We're thrilled to announce that Alibaba Cloud CosyVoice third-generation models (V3) are now officially available on the UnifiedTTS platform! This major upgrade introduces 31 brand-new voices, faster synthesis speeds, and more competitive pricing.
Two V3 Versions
🚀 CosyVoice V3-Flash: Speed Edition
Model ID: cosyvoice-v3-flash
Pricing: 100 credits/1K characters (Half the price of v2!)
Voice Count: 31 high-quality Chinese voices
V3-Flash is designed for high-performance scenarios, offering excellent audio quality while significantly reducing costs. Whether for bulk content production or real-time applications, v3-flash delivers exceptional value.
⭐ CosyVoice V3-Plus: Premium Edition
Model ID: cosyvoice-v3-plus
Pricing: 200 credits/1K characters (Same price as v2)
Voice Count: 2 flagship voices (Long Anyang, Long Anhuan)
V3-Plus features two carefully selected premium voices, ideal for professional scenarios demanding the highest audio quality, such as brand voiceovers and premium content production.
🎭 31 New Voices, Rich Expression
The V3 series introduces 31 meticulously crafted Chinese voices, covering different ages, genders, and personality traits:
Wide Age Range
- Child Voice: 6-10 years (Long Huhu - innocent girl)
- Youth Voices: 20-30 years (10 voices, full of vitality)
- Middle-aged Voices: 30-40 years (experienced and composed)
- Elder Voices: 60 years (Long Laobo, Long Laoyi - weathered wisdom)
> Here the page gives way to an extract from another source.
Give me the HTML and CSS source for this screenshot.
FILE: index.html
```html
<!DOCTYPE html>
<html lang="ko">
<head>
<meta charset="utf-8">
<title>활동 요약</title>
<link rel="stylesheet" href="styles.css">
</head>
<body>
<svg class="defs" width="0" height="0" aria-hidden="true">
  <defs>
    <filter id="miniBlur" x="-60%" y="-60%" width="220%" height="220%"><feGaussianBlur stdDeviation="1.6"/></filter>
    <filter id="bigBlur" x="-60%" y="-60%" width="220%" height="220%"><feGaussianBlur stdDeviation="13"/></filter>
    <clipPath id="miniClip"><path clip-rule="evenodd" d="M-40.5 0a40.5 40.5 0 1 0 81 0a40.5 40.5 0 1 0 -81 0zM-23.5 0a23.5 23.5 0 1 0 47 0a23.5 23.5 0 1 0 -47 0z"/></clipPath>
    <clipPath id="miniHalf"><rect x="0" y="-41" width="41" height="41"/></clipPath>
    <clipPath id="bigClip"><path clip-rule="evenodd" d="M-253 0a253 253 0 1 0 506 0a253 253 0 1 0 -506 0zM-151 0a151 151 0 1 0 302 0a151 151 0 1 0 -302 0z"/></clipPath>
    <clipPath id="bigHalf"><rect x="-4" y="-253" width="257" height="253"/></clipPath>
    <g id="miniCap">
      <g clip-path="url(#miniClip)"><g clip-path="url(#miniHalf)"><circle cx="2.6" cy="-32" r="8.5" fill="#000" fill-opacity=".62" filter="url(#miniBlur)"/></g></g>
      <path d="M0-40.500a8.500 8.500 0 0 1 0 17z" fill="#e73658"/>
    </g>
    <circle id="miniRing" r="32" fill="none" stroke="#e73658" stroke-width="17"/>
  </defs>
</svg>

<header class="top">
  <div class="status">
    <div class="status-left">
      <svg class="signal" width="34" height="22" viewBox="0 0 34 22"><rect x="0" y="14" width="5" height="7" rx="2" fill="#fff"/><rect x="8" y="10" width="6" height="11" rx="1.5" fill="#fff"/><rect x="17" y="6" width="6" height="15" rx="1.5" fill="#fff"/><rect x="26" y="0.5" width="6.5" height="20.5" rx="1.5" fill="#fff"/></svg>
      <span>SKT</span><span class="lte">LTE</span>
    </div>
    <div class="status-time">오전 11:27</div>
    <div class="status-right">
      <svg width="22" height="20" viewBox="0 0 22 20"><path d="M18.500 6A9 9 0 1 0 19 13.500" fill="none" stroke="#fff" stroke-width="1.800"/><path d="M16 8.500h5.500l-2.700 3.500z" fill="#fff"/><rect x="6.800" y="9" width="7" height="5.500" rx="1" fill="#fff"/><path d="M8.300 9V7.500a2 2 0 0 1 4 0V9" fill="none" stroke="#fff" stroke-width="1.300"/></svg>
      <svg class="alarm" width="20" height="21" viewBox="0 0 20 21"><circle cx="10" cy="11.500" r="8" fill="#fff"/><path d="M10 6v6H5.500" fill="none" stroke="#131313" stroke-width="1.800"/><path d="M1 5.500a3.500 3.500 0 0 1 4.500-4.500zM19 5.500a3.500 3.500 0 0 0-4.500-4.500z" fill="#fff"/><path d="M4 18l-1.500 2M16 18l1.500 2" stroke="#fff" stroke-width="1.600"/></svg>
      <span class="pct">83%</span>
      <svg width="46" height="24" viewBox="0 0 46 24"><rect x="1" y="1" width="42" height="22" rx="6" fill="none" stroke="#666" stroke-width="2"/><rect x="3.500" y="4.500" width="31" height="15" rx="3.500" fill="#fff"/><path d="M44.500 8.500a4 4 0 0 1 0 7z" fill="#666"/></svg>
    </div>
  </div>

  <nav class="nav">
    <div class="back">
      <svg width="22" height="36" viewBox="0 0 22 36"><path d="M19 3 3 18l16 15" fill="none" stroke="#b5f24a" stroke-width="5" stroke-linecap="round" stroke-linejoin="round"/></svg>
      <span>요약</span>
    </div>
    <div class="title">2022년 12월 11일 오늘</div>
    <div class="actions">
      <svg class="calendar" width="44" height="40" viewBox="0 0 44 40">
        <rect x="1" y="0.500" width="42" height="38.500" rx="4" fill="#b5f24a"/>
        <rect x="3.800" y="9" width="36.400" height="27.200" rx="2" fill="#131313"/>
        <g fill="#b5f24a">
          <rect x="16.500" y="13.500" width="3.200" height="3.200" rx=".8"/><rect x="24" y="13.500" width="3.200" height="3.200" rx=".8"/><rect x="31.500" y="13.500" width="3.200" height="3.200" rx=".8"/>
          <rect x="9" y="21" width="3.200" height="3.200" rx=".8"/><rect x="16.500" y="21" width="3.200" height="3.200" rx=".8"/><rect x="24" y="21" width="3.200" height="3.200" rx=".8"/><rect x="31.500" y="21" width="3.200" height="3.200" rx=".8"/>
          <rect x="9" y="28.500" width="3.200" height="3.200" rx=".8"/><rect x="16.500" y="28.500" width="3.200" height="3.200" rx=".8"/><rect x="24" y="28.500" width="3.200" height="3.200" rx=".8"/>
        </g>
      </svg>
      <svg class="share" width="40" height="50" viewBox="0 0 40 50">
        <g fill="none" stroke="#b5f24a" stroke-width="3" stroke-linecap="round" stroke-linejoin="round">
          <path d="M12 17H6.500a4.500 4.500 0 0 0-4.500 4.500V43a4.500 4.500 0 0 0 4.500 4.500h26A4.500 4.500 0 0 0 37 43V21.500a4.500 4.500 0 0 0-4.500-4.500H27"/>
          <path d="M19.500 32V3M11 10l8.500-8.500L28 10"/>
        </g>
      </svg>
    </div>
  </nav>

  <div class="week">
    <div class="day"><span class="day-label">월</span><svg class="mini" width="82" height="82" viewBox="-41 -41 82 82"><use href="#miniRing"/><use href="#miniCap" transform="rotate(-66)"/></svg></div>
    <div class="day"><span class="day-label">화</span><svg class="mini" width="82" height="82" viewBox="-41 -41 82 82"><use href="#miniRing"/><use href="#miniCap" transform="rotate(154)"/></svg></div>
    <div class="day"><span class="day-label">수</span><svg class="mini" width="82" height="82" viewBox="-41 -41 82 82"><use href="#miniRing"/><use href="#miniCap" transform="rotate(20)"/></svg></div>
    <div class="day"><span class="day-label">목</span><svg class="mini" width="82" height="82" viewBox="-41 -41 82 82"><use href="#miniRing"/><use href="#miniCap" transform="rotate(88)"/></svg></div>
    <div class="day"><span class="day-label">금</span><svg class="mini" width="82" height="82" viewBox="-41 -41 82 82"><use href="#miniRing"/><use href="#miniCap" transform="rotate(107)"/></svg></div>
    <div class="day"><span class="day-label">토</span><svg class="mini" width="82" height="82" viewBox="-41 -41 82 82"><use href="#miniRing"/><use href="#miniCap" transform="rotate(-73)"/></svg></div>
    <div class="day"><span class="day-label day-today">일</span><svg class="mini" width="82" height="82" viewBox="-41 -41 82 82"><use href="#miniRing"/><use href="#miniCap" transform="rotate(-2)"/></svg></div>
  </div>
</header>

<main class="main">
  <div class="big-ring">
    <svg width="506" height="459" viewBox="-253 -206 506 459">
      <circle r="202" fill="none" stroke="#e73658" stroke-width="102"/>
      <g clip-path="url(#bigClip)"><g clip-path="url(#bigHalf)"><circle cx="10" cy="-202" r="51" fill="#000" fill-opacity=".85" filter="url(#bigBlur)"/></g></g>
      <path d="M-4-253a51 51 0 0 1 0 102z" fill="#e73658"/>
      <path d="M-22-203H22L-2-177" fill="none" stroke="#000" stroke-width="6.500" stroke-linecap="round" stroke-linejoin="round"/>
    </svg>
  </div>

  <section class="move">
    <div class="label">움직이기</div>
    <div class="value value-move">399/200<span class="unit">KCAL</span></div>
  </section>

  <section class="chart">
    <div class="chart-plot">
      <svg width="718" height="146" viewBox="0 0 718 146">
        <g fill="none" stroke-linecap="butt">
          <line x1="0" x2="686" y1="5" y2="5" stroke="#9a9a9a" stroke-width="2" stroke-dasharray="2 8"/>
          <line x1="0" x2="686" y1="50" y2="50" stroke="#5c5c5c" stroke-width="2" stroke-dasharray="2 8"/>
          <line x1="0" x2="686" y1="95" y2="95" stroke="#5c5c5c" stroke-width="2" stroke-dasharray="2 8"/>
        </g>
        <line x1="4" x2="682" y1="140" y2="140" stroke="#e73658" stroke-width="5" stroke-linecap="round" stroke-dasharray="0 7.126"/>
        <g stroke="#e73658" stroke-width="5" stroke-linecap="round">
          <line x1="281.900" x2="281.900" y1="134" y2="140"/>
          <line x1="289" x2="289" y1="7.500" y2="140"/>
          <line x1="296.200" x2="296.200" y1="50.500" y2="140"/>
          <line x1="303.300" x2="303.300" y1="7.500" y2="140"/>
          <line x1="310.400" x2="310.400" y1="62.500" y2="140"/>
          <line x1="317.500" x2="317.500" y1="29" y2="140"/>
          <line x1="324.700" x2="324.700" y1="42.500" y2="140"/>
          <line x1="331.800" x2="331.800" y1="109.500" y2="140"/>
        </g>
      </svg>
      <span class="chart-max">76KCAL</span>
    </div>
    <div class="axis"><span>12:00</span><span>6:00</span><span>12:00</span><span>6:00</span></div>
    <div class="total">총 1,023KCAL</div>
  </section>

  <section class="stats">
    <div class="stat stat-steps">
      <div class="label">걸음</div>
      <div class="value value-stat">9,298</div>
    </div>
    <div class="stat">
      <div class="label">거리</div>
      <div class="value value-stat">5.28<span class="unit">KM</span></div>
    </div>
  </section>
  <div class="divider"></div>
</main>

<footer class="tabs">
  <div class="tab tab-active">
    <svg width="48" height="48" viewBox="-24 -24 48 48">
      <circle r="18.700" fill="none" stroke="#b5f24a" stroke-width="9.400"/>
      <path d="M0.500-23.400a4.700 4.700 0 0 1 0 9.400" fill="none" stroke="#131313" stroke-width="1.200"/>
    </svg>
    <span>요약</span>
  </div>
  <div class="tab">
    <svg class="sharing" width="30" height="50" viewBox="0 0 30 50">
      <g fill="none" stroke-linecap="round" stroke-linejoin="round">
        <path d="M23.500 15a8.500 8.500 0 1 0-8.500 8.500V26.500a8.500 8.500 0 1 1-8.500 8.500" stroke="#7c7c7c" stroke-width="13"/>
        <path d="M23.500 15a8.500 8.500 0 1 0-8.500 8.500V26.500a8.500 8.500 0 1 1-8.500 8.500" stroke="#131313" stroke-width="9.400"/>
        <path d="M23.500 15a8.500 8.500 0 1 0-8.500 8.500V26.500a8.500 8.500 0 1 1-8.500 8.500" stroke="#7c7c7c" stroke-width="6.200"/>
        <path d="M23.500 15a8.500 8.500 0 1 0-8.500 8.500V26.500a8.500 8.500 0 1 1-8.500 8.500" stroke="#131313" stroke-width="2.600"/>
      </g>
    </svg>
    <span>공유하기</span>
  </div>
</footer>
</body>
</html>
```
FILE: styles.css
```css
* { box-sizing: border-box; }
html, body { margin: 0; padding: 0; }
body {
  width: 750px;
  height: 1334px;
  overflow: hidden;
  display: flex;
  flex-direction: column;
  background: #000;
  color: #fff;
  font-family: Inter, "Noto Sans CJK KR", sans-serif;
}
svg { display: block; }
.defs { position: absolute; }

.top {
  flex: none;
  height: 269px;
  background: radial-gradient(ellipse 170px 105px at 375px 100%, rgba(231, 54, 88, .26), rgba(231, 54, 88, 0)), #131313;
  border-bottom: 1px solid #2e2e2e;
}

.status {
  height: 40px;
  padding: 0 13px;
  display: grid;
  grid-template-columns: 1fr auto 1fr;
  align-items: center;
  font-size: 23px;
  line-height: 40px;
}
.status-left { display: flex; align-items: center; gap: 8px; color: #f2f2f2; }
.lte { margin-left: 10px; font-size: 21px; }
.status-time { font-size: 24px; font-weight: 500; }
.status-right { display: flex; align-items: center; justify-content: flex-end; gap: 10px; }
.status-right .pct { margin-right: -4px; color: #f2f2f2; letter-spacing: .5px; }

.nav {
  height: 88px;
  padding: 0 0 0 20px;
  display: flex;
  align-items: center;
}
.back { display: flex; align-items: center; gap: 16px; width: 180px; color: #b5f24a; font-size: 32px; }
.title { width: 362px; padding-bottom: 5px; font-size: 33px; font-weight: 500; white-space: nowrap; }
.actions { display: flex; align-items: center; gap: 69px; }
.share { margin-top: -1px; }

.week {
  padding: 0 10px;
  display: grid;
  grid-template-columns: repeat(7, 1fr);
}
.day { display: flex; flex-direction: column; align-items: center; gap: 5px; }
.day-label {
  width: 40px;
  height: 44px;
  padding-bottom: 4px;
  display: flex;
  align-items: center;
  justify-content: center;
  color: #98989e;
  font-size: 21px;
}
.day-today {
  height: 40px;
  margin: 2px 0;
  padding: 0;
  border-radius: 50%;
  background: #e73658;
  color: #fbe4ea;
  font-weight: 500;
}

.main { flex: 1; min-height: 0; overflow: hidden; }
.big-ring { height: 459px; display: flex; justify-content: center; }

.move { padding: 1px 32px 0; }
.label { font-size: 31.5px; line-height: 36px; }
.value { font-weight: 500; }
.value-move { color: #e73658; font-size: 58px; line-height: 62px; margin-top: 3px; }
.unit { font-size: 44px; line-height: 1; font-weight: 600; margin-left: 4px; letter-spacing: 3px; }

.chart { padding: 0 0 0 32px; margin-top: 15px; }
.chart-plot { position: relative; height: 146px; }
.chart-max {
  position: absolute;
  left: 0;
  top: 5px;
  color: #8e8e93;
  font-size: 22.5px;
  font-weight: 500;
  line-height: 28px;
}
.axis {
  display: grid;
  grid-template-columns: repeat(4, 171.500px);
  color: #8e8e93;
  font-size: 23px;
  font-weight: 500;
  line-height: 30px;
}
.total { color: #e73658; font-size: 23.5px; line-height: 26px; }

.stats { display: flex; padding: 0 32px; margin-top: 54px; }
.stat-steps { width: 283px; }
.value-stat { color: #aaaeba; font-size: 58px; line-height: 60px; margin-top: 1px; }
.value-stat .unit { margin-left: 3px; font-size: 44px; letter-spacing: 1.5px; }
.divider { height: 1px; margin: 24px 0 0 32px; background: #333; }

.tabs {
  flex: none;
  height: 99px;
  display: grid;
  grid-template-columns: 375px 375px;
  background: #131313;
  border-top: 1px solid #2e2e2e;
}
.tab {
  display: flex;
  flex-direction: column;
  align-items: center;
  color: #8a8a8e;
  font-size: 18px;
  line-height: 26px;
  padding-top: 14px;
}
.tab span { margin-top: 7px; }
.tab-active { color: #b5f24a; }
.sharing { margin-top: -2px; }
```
Diverse Personality Traits
- Business Professional: Elegant intellectual woman, wise mature man, precise professional woman
- Warm & Friendly: Gentle best friend, homey warm man, friendly lively woman
- Energetic & Youthful: Sunny boy, spirited energetic woman, free-spirited man
- Classic Characters: Classic Monkey King, cute robot, delicate talented woman
Dialect Voices 🌏
V3 introduces dialect-specific voices for the first time, making your content more locally authentic:
- Long Anyue: Spirited Cantonese man (Cantonese support)
- Long Shangge: Authentic Shaanxi man (Shaanxi dialect support)
- Long Anmin: Pure Minnan woman (Minnan dialect support)
All voices support both Chinese (Mandarin) and English.
💡 Typical Use Cases
V3-Flash Ideal For
- 📚 Audiobooks: Large text volumes, cost-sensitive
- 🎓 Online Education: Course narration, exercise reading
- 📱 Content Creation: Short videos, media voiceovers
- 🤖 Smart Customer Service: High-concurrency conversation scenarios
- 📻 Podcast Production: Long-form content creation
V3-Plus Ideal For
- 🎬 Brand Advertising: Premium brand image building
- 🎮 Game Voiceover: Main character/core role voicing
- 📺 Documentaries: Professional narration
- 🏢 Corporate Communications: Company intros, product demos
- 🎨 Artistic Works: High-quality audio creation